Where a line holds "that", copy it.

## START Information given

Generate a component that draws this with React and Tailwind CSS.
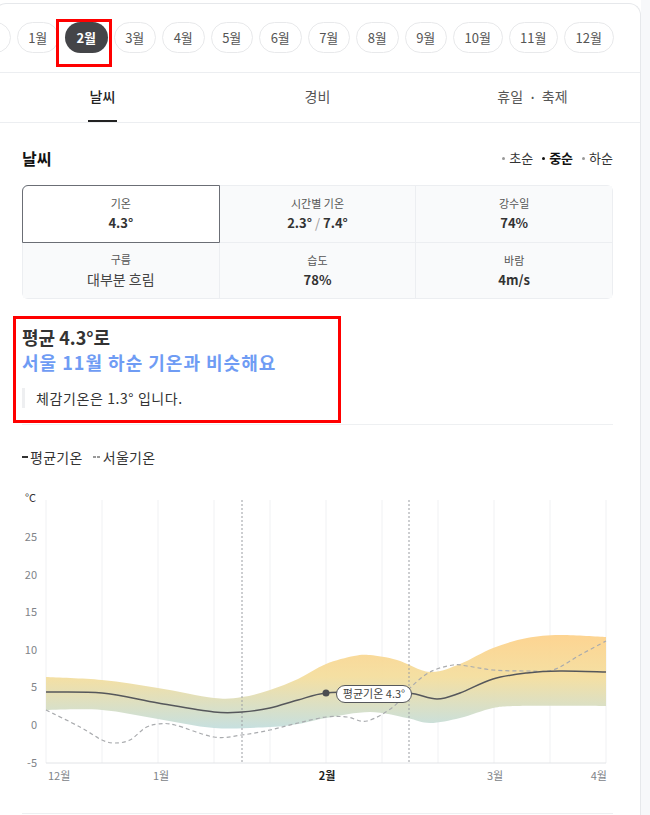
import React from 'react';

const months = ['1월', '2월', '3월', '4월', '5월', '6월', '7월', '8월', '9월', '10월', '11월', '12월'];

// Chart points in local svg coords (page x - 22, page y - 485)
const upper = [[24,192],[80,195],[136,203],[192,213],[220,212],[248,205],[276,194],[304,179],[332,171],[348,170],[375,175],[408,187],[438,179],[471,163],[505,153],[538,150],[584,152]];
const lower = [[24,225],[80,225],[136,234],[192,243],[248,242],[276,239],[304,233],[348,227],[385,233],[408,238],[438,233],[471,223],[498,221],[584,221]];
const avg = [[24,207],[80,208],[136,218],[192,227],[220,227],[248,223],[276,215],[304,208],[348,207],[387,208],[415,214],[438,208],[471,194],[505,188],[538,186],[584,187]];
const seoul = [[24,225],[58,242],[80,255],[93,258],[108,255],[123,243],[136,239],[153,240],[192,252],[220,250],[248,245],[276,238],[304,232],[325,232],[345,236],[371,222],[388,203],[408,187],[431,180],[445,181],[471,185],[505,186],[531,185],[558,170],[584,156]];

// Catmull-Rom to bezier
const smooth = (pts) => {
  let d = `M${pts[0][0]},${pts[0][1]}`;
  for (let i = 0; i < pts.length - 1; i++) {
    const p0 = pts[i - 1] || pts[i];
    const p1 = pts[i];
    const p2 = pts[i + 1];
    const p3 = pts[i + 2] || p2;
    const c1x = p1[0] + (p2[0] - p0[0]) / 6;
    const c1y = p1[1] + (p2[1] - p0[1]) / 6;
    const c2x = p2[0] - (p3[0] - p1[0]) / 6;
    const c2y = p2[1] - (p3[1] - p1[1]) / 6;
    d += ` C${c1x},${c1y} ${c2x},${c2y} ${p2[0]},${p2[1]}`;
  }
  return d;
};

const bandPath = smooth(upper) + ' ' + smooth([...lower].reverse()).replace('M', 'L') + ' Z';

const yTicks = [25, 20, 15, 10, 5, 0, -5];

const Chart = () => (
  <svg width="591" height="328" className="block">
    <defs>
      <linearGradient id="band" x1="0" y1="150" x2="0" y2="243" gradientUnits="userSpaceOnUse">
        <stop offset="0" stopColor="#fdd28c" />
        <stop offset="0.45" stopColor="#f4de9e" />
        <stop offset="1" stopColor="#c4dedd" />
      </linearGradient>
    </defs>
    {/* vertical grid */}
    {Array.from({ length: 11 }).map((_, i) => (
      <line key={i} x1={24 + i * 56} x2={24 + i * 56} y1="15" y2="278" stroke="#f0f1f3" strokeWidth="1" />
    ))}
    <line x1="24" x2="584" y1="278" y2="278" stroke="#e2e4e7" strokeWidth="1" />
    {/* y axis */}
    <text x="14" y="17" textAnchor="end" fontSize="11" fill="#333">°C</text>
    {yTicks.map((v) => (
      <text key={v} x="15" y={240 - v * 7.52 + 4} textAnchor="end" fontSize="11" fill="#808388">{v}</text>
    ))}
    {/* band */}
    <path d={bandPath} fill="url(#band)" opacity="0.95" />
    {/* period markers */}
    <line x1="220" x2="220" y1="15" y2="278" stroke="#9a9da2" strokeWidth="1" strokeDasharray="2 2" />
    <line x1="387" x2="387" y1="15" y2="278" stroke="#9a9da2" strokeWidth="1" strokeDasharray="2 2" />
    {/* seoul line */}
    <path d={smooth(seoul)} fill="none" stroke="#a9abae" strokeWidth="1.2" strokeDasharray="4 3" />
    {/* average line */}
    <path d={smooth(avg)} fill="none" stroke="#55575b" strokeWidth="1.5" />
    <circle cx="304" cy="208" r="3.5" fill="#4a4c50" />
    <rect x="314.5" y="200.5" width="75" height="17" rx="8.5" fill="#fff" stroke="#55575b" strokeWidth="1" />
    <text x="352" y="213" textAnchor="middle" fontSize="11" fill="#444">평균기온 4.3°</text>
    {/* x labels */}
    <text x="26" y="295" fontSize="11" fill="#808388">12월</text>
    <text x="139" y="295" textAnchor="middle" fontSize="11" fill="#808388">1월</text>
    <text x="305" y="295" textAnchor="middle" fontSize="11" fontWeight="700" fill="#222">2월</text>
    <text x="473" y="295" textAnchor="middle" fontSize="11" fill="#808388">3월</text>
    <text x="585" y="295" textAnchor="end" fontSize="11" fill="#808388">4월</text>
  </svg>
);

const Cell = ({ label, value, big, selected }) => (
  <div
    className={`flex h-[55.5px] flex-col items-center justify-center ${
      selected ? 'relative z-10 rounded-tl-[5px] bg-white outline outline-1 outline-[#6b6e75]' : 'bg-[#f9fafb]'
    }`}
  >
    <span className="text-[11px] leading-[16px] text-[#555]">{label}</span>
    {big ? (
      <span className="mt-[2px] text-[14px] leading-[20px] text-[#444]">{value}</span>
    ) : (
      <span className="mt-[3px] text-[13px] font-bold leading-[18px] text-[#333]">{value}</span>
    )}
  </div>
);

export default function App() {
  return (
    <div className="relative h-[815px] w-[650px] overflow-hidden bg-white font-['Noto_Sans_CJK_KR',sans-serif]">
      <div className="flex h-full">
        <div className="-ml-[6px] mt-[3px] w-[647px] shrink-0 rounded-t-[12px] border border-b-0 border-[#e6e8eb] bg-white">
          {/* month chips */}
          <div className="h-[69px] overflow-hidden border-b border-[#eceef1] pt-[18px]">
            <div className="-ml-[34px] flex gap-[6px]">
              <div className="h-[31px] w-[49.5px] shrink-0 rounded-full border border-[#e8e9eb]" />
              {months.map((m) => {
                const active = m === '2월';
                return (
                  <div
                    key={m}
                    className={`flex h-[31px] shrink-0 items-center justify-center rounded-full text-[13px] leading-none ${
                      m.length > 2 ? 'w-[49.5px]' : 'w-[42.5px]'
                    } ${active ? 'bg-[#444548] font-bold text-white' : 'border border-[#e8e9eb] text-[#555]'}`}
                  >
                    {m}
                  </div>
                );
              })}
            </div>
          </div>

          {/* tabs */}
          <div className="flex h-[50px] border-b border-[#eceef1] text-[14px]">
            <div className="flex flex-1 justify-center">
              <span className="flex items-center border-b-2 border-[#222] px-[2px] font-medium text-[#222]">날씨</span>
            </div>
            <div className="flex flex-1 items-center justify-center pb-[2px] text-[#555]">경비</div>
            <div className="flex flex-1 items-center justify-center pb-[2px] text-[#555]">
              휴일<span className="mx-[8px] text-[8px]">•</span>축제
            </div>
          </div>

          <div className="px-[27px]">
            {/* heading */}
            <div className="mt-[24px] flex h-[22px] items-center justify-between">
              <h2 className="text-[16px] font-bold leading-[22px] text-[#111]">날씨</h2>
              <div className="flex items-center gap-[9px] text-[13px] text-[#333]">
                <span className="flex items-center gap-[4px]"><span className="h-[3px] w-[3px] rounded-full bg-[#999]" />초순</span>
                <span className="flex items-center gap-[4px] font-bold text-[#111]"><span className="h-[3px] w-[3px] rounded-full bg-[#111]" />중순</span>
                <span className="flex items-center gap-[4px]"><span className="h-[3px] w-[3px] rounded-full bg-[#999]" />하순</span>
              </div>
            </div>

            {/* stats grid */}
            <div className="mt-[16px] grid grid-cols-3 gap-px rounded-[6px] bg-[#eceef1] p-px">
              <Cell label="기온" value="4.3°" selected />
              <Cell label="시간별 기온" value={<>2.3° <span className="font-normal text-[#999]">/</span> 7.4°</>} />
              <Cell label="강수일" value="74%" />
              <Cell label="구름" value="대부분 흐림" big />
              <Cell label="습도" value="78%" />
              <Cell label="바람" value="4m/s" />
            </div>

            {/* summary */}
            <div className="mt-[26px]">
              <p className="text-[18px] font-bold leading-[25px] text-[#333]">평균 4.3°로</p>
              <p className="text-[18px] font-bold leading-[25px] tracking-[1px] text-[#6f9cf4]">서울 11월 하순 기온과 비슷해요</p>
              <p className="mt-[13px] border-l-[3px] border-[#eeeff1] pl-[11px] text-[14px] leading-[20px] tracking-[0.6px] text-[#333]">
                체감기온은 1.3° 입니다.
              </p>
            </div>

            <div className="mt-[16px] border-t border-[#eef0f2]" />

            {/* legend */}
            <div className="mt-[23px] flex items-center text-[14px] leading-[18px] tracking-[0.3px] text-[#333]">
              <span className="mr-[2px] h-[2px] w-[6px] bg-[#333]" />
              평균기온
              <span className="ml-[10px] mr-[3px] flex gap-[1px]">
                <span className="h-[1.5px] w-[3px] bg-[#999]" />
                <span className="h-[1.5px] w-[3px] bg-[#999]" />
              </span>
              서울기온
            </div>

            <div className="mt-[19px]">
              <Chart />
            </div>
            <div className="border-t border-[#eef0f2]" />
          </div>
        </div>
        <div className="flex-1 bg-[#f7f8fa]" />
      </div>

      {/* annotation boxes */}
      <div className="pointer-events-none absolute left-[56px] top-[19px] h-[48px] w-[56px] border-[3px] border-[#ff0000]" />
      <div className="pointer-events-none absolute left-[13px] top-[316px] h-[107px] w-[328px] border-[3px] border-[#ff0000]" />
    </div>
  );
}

## END Information given
## START Information given

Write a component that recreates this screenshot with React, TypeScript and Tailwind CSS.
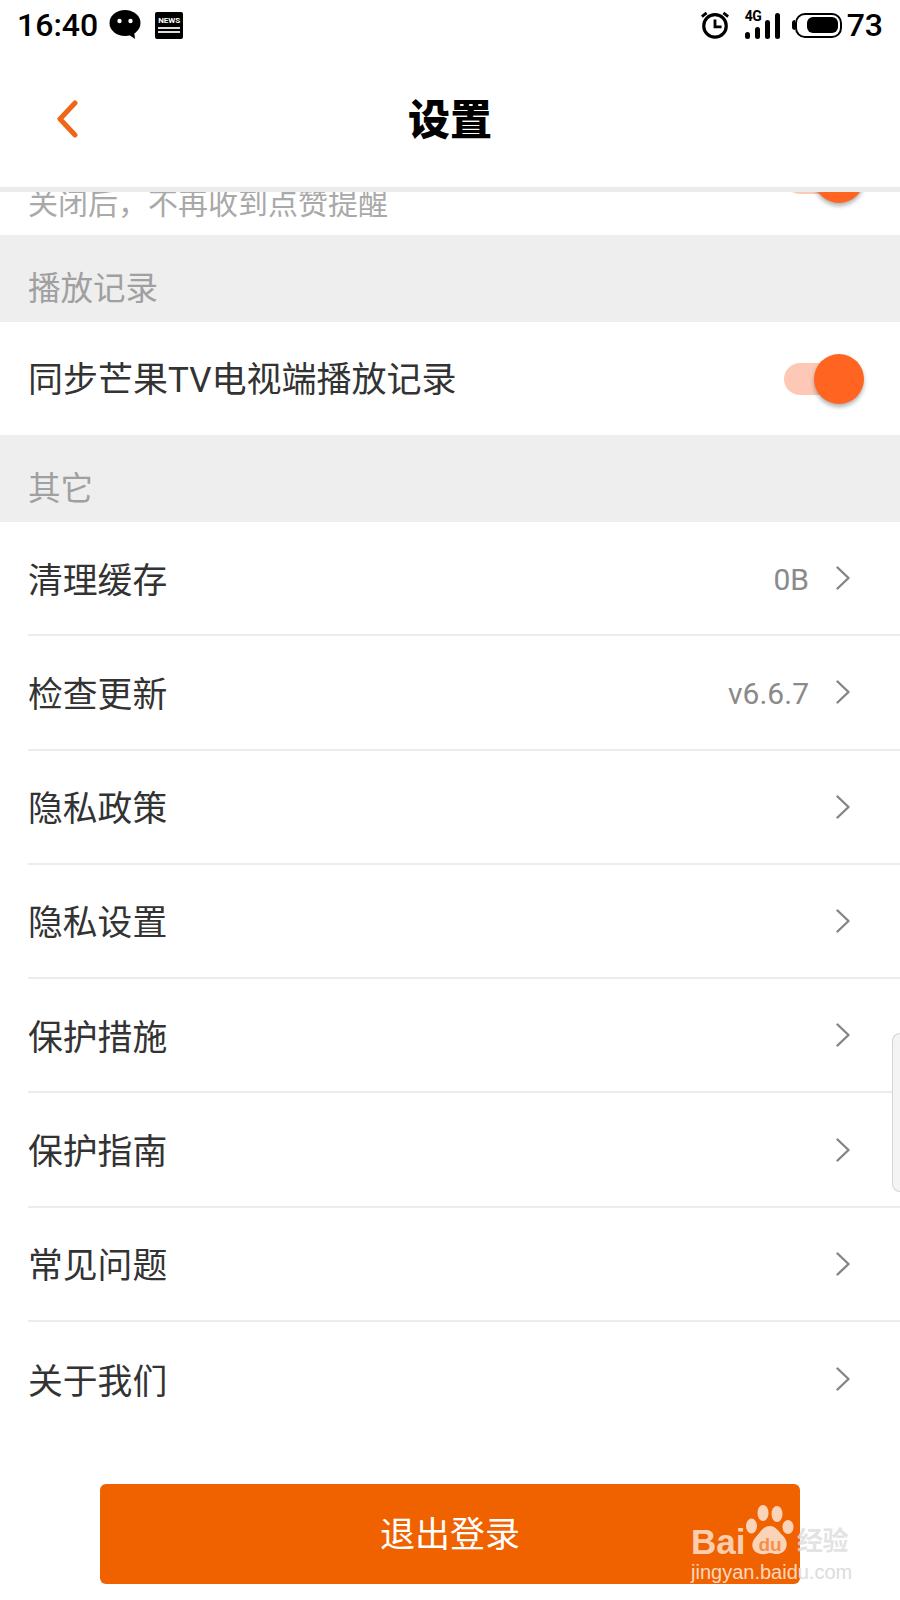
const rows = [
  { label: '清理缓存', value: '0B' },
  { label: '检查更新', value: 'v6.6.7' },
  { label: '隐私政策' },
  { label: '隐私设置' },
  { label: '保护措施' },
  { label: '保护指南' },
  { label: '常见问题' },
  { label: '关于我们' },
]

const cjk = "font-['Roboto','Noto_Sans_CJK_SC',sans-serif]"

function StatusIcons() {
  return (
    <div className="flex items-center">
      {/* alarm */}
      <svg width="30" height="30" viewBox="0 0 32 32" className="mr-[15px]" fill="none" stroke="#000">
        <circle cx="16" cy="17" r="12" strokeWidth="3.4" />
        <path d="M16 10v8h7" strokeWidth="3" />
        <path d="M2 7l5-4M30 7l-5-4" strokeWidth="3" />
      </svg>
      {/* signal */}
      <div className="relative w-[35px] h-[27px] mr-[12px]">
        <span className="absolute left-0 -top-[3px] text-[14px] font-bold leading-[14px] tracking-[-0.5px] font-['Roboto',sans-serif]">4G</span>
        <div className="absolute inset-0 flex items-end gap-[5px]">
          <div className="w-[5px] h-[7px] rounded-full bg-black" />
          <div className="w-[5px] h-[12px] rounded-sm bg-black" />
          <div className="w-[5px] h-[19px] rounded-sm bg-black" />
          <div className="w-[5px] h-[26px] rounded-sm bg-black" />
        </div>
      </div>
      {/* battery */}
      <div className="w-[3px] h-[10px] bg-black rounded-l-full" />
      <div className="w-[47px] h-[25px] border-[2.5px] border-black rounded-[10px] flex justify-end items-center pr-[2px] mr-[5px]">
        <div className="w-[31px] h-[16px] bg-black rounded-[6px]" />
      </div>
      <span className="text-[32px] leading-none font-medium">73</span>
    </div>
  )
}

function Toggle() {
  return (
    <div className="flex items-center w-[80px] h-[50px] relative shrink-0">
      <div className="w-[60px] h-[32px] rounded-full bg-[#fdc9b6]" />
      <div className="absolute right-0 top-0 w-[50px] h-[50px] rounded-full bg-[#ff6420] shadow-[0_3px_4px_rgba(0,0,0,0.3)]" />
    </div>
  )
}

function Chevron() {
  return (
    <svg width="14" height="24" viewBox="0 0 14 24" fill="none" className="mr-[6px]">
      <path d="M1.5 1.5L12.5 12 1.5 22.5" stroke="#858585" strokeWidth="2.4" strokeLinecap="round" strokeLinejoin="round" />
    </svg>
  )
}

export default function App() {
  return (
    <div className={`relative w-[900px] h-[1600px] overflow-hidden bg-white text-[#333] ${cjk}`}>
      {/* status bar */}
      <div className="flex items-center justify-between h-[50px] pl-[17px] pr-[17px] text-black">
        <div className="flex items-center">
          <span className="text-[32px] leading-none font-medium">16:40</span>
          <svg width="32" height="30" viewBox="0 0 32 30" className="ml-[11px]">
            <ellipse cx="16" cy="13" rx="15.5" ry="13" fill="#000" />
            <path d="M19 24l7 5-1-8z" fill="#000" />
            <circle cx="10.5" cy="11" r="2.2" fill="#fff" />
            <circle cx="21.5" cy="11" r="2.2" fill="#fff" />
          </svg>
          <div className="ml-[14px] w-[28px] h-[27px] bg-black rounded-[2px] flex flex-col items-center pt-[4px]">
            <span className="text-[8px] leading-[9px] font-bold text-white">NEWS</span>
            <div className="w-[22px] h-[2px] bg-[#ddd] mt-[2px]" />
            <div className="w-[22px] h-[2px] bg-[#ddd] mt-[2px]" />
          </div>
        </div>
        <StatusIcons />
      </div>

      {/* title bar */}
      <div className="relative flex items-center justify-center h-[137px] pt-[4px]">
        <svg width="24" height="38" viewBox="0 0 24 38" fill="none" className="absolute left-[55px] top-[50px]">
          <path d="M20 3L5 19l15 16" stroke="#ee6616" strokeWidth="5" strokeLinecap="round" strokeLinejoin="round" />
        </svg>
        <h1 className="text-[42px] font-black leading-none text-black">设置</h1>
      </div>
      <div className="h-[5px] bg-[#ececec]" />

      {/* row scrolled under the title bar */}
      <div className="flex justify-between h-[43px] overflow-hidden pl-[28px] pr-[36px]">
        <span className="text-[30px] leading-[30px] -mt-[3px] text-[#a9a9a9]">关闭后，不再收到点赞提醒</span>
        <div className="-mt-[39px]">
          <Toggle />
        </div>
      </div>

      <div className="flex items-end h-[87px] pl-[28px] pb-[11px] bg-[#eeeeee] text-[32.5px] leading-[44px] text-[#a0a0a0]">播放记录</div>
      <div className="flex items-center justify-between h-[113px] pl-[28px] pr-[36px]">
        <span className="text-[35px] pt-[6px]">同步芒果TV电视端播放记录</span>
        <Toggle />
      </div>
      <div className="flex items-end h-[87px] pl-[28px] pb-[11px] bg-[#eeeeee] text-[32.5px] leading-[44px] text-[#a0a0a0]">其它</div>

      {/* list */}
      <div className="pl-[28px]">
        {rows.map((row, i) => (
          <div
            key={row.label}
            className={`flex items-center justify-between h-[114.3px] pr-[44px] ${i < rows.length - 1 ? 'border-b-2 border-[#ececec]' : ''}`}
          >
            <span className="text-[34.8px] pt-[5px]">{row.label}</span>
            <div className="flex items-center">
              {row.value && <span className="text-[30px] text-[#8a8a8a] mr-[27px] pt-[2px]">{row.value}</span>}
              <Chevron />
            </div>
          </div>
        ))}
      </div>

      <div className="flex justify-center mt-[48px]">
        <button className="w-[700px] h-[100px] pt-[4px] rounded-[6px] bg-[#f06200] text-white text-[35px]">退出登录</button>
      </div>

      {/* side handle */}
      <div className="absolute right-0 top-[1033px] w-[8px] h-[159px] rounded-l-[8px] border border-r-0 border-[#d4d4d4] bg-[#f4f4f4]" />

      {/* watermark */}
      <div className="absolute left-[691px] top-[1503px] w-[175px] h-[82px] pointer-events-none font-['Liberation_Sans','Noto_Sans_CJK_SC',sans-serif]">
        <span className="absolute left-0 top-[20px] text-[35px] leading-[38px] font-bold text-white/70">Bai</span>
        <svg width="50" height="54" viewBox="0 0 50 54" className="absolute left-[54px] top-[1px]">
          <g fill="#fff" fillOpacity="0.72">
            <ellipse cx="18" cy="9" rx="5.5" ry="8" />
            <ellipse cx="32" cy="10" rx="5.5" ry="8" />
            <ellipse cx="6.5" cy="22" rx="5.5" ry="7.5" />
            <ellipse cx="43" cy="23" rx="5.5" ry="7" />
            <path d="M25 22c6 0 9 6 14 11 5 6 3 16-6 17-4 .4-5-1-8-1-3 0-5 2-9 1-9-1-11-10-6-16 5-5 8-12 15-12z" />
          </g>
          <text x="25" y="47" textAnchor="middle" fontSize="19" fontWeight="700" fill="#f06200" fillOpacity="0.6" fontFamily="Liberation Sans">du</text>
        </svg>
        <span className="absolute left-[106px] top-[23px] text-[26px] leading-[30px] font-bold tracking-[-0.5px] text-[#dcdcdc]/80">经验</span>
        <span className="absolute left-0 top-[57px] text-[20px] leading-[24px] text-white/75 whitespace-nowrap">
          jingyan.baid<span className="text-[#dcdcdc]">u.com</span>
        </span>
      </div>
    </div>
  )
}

## END Information given
## START Information given

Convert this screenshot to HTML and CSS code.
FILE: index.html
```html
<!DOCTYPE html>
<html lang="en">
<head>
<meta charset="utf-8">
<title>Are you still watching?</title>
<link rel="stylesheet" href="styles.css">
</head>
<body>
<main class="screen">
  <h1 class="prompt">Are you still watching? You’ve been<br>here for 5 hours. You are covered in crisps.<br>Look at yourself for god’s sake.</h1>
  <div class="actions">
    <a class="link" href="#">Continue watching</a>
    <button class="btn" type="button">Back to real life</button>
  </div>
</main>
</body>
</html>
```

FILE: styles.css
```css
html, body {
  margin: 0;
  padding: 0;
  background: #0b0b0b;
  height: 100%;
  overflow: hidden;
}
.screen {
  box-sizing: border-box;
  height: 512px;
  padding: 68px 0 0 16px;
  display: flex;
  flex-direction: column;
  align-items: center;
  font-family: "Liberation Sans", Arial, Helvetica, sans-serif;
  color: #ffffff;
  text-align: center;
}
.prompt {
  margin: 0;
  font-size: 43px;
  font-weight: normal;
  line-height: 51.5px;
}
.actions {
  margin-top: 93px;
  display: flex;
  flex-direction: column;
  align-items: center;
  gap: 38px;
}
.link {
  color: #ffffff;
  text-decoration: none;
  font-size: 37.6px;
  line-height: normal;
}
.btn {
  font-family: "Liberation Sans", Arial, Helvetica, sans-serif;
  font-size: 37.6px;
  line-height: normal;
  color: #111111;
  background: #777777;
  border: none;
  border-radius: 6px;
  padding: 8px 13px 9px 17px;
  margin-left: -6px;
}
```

## END Information given

[Full solution]:
Generate a component that draws this with React and Tailwind CSS.
Write a component that recreates this screenshot with React, TypeScript and Tailwind CSS.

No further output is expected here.